Your goal: Take every line from the material that has the word "code" in it.
** Start Input material **
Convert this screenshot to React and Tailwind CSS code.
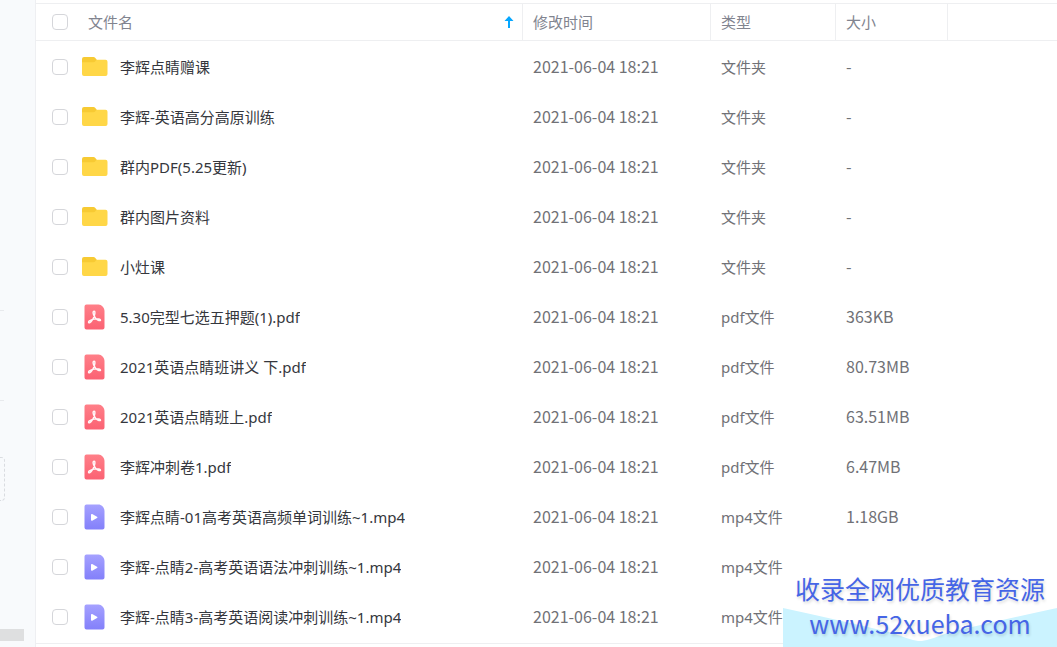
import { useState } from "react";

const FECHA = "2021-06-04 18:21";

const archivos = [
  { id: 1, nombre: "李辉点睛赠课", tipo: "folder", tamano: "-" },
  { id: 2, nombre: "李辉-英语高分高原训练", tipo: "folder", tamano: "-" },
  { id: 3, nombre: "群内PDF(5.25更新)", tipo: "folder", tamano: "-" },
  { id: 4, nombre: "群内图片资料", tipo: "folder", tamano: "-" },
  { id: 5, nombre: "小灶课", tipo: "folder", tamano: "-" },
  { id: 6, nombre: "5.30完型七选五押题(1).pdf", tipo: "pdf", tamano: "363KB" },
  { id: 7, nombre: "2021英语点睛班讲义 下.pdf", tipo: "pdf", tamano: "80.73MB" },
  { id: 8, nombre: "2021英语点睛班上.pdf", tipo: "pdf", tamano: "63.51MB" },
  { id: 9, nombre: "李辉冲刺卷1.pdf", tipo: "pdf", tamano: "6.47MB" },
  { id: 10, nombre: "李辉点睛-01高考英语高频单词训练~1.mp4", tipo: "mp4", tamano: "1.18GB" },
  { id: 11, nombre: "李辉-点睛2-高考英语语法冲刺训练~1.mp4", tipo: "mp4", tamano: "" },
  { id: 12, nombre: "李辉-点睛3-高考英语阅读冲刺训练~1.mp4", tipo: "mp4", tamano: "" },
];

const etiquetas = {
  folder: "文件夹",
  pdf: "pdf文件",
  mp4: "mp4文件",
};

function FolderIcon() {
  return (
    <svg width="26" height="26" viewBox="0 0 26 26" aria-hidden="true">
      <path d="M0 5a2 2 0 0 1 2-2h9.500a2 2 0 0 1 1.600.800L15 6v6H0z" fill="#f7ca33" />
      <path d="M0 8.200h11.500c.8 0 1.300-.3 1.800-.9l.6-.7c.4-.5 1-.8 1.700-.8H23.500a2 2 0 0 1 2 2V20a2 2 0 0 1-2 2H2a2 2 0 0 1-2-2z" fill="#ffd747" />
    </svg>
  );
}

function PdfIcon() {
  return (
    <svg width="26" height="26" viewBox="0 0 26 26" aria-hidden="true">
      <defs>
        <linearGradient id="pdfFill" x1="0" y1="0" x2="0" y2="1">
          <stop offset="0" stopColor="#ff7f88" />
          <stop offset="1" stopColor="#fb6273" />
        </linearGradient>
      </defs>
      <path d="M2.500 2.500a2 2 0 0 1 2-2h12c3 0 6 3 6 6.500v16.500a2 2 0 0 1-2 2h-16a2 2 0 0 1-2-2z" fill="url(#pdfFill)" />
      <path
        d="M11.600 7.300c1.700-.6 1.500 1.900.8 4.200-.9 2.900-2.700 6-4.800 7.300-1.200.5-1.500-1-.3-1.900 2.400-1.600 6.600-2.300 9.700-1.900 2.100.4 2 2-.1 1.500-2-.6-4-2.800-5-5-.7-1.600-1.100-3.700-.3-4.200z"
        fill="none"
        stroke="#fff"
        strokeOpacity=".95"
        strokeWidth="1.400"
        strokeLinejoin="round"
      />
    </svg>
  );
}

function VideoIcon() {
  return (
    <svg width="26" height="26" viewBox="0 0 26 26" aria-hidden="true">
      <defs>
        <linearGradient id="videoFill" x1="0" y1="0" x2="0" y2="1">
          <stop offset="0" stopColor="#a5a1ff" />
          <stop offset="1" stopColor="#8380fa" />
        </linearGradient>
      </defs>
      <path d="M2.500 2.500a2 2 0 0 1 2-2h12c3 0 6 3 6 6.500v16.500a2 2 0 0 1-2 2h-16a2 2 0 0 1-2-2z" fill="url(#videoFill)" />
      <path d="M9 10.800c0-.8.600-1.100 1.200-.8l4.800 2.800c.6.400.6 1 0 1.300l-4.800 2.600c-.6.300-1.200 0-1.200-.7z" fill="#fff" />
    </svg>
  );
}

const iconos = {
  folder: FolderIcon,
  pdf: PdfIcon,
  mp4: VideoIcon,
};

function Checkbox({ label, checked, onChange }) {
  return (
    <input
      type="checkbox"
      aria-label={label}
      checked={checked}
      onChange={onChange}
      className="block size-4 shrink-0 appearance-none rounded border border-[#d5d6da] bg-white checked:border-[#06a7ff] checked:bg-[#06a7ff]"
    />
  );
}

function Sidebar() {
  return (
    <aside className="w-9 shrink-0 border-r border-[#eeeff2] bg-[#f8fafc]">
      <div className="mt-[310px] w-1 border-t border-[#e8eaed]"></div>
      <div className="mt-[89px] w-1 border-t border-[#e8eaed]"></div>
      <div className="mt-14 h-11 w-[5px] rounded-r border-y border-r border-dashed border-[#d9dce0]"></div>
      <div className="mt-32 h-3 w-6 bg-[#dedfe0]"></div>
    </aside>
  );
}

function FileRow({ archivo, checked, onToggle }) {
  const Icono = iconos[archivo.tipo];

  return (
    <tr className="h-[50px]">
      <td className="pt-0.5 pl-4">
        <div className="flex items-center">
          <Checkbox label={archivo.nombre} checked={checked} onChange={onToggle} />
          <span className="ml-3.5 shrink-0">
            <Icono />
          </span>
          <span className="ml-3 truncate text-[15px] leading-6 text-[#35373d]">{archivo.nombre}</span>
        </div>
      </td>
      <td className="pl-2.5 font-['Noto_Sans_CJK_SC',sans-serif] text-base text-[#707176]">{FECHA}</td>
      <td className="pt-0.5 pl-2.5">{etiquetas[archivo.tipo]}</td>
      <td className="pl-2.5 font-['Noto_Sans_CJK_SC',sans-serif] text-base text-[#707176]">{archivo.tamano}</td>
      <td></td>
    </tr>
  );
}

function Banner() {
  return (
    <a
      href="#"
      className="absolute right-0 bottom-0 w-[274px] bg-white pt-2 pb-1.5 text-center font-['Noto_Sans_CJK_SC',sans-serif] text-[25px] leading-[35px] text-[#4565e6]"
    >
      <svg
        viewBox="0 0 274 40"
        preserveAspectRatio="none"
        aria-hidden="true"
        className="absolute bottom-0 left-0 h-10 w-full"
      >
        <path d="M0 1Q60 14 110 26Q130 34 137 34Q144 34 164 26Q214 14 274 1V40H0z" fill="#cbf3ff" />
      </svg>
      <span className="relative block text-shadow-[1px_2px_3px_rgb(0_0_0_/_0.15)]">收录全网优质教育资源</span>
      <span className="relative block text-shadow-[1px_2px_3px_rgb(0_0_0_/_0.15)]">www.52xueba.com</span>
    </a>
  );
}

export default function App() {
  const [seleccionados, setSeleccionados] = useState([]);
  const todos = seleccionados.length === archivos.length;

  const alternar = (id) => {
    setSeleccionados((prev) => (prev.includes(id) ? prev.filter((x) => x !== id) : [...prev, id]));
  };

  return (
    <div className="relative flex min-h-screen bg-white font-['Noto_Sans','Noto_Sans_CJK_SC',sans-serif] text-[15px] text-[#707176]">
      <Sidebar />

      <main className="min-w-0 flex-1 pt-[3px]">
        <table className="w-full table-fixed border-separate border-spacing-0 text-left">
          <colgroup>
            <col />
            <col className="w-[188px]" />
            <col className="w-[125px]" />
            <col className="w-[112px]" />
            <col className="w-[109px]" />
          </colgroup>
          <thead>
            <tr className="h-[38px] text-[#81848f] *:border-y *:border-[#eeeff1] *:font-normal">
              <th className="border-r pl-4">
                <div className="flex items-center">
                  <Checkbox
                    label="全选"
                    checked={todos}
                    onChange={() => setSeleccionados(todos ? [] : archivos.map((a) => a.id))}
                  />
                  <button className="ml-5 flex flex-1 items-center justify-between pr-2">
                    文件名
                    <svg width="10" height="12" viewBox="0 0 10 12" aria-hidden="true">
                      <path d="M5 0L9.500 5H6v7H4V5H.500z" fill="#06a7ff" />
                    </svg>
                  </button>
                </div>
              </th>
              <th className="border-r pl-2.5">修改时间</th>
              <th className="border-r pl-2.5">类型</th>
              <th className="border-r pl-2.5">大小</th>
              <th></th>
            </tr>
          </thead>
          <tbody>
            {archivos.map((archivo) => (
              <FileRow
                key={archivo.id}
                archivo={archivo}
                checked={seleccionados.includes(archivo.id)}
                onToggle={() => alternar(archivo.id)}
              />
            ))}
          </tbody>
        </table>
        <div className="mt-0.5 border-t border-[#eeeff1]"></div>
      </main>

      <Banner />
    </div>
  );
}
** End Input material **
** Start Input material **
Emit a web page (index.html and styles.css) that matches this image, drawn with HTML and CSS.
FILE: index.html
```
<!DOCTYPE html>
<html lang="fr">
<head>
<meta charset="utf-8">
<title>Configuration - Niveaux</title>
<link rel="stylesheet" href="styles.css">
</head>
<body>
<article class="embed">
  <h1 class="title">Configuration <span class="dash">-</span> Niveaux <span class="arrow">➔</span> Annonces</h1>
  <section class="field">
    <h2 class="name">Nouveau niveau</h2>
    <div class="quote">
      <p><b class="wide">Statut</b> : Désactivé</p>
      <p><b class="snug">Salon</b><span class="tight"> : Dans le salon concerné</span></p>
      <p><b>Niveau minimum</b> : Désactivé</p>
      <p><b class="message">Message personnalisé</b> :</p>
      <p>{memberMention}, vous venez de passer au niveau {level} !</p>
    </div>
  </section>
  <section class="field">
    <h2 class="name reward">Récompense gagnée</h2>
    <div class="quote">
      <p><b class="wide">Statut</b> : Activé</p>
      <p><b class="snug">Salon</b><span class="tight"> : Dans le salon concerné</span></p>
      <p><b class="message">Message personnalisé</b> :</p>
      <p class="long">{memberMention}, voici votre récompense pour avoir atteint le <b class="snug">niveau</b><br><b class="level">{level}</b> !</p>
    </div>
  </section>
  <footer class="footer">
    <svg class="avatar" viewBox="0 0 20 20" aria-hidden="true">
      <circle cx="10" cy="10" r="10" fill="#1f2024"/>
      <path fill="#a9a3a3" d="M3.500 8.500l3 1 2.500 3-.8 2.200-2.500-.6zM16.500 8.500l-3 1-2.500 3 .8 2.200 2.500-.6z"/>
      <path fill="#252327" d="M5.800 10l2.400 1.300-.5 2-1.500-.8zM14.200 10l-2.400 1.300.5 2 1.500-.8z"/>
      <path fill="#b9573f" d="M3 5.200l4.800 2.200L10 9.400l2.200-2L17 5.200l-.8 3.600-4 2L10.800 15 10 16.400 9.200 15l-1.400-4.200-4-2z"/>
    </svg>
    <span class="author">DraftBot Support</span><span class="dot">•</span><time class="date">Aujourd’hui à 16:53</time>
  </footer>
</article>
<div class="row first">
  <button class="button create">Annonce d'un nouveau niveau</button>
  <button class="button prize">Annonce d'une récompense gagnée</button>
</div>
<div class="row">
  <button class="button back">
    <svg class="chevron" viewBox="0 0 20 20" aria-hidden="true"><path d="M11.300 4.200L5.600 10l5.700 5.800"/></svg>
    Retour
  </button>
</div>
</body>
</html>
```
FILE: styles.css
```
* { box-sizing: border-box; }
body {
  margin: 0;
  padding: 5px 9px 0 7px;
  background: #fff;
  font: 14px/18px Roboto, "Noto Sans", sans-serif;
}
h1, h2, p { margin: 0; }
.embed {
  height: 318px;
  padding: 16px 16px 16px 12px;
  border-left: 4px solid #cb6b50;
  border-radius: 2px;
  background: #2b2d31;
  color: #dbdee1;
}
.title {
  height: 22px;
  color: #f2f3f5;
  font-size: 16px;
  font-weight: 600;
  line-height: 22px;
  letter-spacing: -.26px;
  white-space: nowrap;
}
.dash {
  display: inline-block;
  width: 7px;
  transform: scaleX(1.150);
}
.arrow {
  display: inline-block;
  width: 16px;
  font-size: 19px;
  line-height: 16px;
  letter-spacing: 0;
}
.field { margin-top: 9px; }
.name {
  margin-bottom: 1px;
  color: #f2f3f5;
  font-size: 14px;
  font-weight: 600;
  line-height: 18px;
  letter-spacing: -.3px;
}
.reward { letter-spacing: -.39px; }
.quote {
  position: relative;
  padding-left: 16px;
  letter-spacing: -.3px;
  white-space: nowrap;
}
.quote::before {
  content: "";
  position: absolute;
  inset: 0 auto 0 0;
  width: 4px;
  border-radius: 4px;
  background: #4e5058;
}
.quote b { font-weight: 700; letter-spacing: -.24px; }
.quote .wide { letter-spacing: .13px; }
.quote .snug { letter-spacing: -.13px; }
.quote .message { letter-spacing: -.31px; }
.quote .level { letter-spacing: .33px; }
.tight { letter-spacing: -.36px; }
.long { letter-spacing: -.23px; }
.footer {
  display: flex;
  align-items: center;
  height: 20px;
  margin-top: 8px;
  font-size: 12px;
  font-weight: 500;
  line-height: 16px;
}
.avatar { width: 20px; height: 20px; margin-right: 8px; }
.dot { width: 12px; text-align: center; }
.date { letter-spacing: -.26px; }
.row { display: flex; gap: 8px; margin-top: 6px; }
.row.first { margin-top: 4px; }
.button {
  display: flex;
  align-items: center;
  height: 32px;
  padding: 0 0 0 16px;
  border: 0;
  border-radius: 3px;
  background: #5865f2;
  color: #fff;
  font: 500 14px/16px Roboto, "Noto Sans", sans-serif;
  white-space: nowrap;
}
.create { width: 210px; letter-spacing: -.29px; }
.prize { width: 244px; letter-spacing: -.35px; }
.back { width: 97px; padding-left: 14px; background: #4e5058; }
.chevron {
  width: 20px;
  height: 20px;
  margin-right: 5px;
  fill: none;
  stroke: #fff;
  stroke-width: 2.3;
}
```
** End Input material **
** Start Input material **
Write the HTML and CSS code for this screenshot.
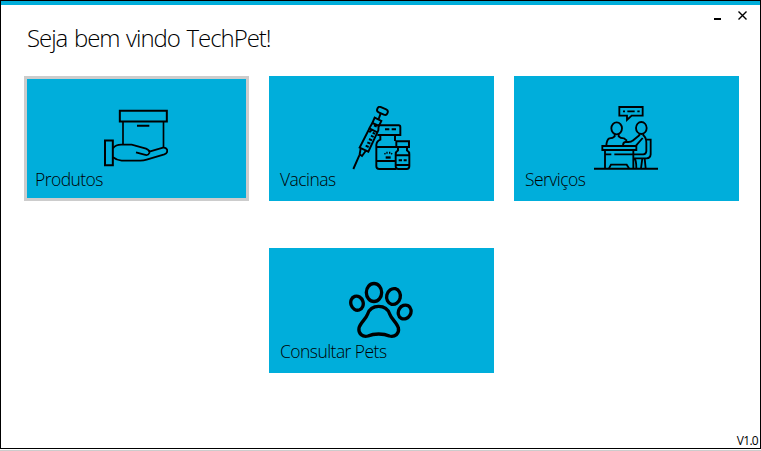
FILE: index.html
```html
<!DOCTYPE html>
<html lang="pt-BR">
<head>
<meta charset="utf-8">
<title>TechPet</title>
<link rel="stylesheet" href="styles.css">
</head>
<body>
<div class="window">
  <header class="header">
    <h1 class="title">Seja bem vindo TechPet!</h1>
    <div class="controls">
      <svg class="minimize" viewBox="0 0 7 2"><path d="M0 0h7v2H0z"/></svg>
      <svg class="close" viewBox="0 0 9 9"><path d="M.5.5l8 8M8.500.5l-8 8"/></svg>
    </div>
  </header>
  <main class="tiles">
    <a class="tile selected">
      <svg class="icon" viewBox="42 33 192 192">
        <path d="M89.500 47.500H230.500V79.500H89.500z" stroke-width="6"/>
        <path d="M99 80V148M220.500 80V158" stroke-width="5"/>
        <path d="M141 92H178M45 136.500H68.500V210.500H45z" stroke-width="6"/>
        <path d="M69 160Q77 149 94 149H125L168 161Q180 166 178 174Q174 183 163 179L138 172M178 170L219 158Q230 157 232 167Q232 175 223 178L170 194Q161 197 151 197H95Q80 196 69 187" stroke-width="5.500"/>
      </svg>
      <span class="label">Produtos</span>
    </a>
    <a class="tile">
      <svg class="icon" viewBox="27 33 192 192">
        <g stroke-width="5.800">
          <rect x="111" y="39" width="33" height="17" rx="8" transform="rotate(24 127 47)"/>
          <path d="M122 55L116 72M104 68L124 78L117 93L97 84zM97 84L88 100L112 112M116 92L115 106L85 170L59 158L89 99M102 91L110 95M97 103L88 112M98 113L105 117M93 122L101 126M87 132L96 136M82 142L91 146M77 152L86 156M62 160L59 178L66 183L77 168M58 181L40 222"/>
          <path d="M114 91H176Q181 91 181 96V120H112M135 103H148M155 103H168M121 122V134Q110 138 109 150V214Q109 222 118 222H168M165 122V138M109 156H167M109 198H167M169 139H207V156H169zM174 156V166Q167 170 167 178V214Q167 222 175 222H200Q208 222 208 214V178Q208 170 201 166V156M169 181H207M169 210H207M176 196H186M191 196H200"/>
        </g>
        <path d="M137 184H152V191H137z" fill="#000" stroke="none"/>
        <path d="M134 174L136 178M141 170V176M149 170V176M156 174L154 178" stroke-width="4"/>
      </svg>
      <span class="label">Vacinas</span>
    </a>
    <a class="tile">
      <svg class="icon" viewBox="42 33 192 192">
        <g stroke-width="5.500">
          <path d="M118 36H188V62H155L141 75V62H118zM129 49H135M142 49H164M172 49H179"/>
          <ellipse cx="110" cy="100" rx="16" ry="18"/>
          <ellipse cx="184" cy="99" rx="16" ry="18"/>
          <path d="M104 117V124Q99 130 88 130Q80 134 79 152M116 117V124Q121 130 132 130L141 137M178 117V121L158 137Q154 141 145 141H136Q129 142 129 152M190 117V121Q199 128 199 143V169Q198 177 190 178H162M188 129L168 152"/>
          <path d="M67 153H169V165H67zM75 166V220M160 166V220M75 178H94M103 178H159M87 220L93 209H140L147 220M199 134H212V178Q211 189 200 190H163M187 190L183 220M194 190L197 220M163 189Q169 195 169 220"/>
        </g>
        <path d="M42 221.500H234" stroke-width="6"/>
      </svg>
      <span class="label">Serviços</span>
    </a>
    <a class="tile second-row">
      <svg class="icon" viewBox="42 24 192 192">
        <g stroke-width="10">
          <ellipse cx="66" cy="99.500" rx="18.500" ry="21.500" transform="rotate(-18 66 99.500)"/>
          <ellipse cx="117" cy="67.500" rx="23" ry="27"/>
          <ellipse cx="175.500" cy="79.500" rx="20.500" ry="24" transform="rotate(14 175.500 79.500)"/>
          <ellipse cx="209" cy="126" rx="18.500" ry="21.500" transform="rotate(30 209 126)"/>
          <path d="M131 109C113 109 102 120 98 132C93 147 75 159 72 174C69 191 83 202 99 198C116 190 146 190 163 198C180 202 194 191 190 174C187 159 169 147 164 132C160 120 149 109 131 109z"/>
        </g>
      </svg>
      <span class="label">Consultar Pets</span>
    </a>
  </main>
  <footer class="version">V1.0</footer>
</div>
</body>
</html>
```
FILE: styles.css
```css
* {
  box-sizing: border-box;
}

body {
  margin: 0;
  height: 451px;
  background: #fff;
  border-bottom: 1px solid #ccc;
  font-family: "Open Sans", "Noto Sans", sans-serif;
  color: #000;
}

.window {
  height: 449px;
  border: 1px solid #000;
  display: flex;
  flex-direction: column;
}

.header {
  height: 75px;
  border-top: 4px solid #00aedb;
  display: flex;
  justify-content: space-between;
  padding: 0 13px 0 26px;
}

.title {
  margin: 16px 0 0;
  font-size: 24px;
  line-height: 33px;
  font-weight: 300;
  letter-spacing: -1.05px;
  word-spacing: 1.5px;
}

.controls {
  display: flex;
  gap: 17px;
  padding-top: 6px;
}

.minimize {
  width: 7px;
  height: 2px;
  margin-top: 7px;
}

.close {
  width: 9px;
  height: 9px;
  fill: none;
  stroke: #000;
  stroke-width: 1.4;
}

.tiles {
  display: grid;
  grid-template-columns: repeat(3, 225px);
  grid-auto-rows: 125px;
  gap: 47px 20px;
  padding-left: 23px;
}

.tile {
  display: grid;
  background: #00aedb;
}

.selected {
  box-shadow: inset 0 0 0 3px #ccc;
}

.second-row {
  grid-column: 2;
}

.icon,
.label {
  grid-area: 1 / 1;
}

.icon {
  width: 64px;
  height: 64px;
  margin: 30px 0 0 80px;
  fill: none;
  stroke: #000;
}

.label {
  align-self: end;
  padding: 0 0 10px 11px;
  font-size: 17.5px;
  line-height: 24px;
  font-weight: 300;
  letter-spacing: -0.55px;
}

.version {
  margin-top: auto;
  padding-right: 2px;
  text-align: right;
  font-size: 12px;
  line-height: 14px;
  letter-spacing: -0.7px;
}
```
** End Input material **
Right answer:
Convert this screenshot to React and Tailwind CSS code.
Write the HTML and CSS code for this screenshot.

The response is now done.